Cette gestion particulière des élites politiques et administratives a eu d'importantes incidences sur l’état du Cameroun. Autrefois l’un des États africains les plus prospères, il manque aujourd’hui d’infrastructures routières, souffre d’un grave déficit énergétique, d’une corruption record, d’un système éducatif à la dérive, de pratiques mafieuses installées au cœur de l’État, etc. Il a perdu sa classe moyenne et 40 % de ses 20 millions d’habitants vivent avec moins de deux dollars par jour. Les analystes les plus optimistes estiment qu’il faudra, si la volonté politique existe, « au moins vingt ans » pour que le pays retrouve un fonctionnement plus sain.

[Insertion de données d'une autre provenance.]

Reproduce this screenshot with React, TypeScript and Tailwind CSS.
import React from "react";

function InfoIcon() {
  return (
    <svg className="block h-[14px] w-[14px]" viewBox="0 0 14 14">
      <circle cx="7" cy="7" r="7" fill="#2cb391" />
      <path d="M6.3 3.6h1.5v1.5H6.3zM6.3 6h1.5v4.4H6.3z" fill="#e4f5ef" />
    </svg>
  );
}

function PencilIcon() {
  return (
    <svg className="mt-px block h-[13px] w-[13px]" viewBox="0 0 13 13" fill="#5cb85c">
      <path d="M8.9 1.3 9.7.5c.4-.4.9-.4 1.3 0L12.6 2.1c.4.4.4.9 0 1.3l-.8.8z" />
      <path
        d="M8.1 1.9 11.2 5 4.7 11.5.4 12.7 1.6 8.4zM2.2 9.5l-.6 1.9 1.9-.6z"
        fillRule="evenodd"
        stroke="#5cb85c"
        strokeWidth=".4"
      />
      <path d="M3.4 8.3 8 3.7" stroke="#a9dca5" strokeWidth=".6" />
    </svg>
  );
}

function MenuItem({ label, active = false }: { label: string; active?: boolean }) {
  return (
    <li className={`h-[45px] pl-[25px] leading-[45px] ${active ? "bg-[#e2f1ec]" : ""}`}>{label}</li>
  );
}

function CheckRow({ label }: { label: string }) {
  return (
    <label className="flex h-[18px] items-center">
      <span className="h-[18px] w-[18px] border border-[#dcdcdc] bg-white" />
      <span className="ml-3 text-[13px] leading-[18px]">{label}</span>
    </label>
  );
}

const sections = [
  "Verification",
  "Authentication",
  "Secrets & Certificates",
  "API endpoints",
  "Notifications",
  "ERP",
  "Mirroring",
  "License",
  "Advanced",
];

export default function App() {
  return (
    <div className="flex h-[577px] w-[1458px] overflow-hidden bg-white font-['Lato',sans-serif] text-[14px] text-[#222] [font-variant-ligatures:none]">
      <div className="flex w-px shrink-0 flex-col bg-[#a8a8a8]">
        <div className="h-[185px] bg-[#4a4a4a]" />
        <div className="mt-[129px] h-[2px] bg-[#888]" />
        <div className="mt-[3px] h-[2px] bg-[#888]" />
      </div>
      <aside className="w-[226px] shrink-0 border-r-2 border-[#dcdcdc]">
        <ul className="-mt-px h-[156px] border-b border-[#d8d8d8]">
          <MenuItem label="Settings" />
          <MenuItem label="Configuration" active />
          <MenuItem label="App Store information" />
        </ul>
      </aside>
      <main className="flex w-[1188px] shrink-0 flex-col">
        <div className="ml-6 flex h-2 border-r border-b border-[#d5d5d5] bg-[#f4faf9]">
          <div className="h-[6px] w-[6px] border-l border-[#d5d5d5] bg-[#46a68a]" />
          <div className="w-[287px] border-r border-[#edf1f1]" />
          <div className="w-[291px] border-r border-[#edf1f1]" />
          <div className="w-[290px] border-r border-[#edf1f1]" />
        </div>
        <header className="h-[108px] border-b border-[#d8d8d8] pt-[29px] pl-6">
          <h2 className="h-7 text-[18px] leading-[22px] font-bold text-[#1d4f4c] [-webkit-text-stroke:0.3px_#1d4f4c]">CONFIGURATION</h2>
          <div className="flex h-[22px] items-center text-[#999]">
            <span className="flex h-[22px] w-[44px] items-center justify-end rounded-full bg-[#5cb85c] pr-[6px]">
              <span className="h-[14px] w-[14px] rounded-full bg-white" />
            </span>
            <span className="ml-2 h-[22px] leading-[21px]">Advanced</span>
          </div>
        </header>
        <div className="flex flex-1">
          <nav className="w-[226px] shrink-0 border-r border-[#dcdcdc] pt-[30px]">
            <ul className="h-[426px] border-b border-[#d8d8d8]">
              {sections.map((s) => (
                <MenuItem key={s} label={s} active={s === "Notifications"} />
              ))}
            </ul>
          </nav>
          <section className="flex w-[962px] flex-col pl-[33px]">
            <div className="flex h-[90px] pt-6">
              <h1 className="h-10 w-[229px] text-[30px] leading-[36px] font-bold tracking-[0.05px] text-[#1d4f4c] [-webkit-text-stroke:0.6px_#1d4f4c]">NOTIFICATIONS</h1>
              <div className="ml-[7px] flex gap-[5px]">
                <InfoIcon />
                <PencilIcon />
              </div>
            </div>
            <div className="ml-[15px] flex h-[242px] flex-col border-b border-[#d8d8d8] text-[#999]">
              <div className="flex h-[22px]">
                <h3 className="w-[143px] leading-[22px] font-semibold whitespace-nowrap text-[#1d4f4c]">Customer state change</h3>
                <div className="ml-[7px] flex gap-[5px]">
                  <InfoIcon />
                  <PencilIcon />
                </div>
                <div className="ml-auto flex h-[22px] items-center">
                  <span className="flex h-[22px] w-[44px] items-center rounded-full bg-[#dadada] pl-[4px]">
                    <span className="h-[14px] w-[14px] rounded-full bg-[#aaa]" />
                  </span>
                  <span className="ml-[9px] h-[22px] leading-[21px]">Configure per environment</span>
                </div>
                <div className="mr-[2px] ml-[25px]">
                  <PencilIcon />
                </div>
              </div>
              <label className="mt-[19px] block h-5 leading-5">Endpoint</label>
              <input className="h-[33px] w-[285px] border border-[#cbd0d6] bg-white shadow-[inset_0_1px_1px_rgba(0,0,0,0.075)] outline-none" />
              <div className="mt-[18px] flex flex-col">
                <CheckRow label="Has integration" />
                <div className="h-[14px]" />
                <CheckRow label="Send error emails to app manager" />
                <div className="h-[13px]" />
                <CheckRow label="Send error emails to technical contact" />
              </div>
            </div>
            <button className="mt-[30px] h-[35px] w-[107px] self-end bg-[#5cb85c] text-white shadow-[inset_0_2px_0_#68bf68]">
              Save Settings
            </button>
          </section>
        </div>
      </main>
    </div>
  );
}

À court terme, c’est la question de la succession de Biya, réélu fin 2011 pour sept ans lors d’un scrutin contesté, qui suscite de grandes inquiétudes. Vu la manière dont il a régné, son leitmotiv affirmant qu'il a réussi à préserver « la paix » risque d’être démenti.
Premier problème : s’il venait à mourir en fonctions, une hypothèse aujourd’hui largement vraisemblable, c’est le président du Sénat qui devrait, selon la Constitution adoptée en 1996, assurer l’intérim. Or, afin d’entretenir un équilibre institutionnel précaire empêchant ses challengers de s’organiser, Biya n’a jamais créé ledit Sénat ! Même si la Constitution précise que l’Assemblée nationale assure les fonctions du Sénat en attendant sa création, il y a un flou susceptible d’être source de conflit le moment venu.

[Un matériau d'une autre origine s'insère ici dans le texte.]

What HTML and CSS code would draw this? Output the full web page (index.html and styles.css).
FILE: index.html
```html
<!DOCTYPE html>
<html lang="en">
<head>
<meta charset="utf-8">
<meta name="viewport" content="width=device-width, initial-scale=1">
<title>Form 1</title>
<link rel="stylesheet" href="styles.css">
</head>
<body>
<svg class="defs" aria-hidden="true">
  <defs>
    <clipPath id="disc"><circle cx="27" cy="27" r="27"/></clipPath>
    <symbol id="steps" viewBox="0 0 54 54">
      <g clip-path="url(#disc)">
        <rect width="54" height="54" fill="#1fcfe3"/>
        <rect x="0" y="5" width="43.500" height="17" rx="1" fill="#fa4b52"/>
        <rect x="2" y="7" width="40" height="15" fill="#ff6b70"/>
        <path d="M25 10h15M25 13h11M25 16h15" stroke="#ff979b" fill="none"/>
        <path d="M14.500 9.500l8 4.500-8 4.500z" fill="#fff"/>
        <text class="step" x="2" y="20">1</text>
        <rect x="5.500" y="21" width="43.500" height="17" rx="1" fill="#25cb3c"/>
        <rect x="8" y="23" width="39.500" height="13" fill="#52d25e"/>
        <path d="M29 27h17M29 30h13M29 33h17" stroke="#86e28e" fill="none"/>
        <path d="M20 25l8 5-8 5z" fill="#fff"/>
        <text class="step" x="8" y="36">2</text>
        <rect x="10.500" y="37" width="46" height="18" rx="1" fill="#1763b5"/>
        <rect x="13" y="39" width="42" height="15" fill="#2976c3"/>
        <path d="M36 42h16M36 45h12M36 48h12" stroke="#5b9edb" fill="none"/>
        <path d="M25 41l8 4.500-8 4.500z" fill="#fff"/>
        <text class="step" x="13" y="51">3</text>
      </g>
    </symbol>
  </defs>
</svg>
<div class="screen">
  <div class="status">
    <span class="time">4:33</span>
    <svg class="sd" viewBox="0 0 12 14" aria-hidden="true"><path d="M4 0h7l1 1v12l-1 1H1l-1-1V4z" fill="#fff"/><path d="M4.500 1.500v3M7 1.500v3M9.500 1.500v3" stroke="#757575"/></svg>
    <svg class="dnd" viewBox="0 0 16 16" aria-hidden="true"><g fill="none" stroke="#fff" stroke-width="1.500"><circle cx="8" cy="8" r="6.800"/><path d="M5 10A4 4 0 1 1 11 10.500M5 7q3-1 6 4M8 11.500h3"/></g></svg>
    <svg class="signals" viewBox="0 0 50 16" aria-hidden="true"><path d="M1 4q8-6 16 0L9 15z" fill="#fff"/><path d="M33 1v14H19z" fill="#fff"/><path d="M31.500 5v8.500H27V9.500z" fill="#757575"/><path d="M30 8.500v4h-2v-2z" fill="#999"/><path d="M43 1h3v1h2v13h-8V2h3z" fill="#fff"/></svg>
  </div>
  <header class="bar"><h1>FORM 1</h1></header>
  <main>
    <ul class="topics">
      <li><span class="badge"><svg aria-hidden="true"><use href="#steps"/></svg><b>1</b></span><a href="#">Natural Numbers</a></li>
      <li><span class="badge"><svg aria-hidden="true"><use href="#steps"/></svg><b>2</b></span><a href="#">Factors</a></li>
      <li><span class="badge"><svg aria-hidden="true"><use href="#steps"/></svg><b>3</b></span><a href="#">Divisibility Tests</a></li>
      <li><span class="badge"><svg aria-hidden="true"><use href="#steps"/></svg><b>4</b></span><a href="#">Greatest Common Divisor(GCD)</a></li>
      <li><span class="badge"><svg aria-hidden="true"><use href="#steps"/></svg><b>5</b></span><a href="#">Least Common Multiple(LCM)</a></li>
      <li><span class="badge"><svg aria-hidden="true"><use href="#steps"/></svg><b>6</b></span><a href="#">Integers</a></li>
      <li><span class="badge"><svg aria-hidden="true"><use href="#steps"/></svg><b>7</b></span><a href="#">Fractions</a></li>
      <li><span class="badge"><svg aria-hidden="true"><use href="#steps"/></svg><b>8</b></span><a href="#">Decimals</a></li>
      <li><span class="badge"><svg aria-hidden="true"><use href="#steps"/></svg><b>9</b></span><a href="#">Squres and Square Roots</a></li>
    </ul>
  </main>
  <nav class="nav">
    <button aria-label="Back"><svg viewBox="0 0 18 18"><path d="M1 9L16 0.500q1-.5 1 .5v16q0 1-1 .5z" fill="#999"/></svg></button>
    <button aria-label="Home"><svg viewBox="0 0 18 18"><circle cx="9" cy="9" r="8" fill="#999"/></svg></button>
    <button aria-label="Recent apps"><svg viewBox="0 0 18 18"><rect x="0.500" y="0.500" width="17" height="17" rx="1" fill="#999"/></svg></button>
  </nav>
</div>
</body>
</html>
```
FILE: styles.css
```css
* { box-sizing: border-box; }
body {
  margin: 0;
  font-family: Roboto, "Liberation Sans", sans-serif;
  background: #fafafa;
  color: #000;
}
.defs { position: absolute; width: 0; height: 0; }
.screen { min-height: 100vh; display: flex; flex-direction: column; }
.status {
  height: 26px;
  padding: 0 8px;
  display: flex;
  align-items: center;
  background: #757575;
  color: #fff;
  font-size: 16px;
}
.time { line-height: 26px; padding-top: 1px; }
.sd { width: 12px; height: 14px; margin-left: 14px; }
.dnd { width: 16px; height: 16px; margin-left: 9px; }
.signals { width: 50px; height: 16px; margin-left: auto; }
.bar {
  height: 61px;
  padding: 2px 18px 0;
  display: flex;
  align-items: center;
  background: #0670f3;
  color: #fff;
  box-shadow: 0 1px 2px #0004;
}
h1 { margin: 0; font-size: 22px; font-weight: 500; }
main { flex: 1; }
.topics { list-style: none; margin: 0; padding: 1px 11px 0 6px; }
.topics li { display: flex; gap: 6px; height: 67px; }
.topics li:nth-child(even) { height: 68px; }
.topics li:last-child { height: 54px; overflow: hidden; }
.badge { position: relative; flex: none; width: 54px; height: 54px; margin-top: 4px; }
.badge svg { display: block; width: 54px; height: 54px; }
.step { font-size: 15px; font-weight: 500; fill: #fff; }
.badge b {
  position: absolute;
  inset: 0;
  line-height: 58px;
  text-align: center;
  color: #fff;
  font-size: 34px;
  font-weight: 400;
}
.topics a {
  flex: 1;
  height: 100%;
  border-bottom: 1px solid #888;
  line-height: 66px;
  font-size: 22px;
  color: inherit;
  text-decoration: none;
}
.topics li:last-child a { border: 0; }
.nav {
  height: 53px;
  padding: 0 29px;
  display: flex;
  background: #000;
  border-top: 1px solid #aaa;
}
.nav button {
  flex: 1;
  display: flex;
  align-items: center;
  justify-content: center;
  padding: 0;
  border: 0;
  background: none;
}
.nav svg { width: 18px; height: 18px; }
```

Second problème : les barons du régime qui ont amassé d’énormes fortunes en pillant les fonds publics et par divers trafics. Plusieurs d’entre eux rêvent d’accéder au pouvoir suprême. Sans scrupule, ils pourraient être tentés, pour s’imposer, d’utiliser la violence et de jouer avec les clivages régionaux et ethniques, soigneusement entretenus par le système Biya pour diviser l’opposition et la société en général. « Si ces roitelets ne sont pas neutralisés, c’est la guerre civile assurée », estime un bon connaisseur du système. Tous les ingrédients d’une explosion sont en effet réunis : liens sociaux distendus, misère généralisée, niveau des frustrations extrême. En janvier 2012, de violents affrontements à relents ethniques entre jeunes dans un quartier de Douala, la capitale économique, ont donné une idée de ce qui pourrait arriver.
Alors que lui-même n’a encore laissé entrevoir aucun plan pour l’organisation de sa succession, des conseillers pressent Biya de faire le ménage autour de lui pour éviter ce scénario du pire. « L’opération de lutte contre la corruption baptisée Epervier est actuellement utilisée à ça », explique une source proche du pouvoir : ces dernières années, une dizaine d’ex-ministres, dont plusieurs sont soupçonnés d’avoir eu des ambitions présidentielles, ont été arrêtés et emprisonnés. Officiellement pour « détournements de fonds publics ».
Après avoir longtemps soutenu Biya parce qu’il facilitait leurs affaires, les Occidentaux ont aussi réalisé que sa longévité au pouvoir était désormais devenue un facteur d’instabilité menaçant leurs intérêts économiques. La France, ancienne puissance coloniale, est celle qui a le plus à perdre et de soucis à se faire. D’abord parce que ses entreprises, omniprésentes, occupent une place privilégiée dans le pays, terrain de jeu de Bolloré, Castel, la Compagnie Fruitière, Hachette, Lafarge, Orange, le PMU, la Société Générale, Total, Vilgrain, etc. Ensuite parce que l’aide financière et politique apportée à plusieurs reprises à Biya par Paris a entretenu un fort ressentiment des Camerounais contre la France, qui pourrait dégénérer en cas de crise. Déjà lors des troubles de février 2008, des manifestants ont vandalisé des infrastructures appartenant à des sociétés françaises.
Mais Européens comme Américains, qui ont des intérêts pétroliers dans la région, n’ont aucune prise sur le président, dont ils n’ont apparemment toujours pas compris le fonctionnement. Ainsi, en décembre 2007, alors qu’il semblait évident que Biya allait faire modifier la Constitution pour pouvoir se présenter à l’élection de 2011, les Etats-Unis croyaient encore qu’ils pouvaient le faire changer d’avis. « Nos efforts pour convaincre Biya [de ne pas supprimer la limitation constitutionnelle du nombre de mandats présidentiels], lors de réunions privées et publiques, pourraient, si c’est habilement fait, avoir un impact sur sa prise de décision », écrivait un diplomate américain dans un câble publié par Wikileaks. Quatre mois plus tard, la Constitution était amendée.
En coulisses, les diplomates français tentent tout de même d’influer sur la suite, leur objectif premier étant de faire en sorte que les intérêts de l'Hexagone au Cameroun continuent d'être protégés et garantis par celui qui remplacera Biya. Ils semblent avoir longtemps misé sur Marafa Hamidou Yaya, puissant ministre de l’Administration territoriale et de la Décentralisation (Intérieur) pendant dix ans, et réputé très proche du groupe Bolloré. Mais ce dernier a été à son tour visé par l’opération Epervier : arrêté en avril 2012, il a été condamné en septembre à 25 ans de prison pour détournements de fonds publics.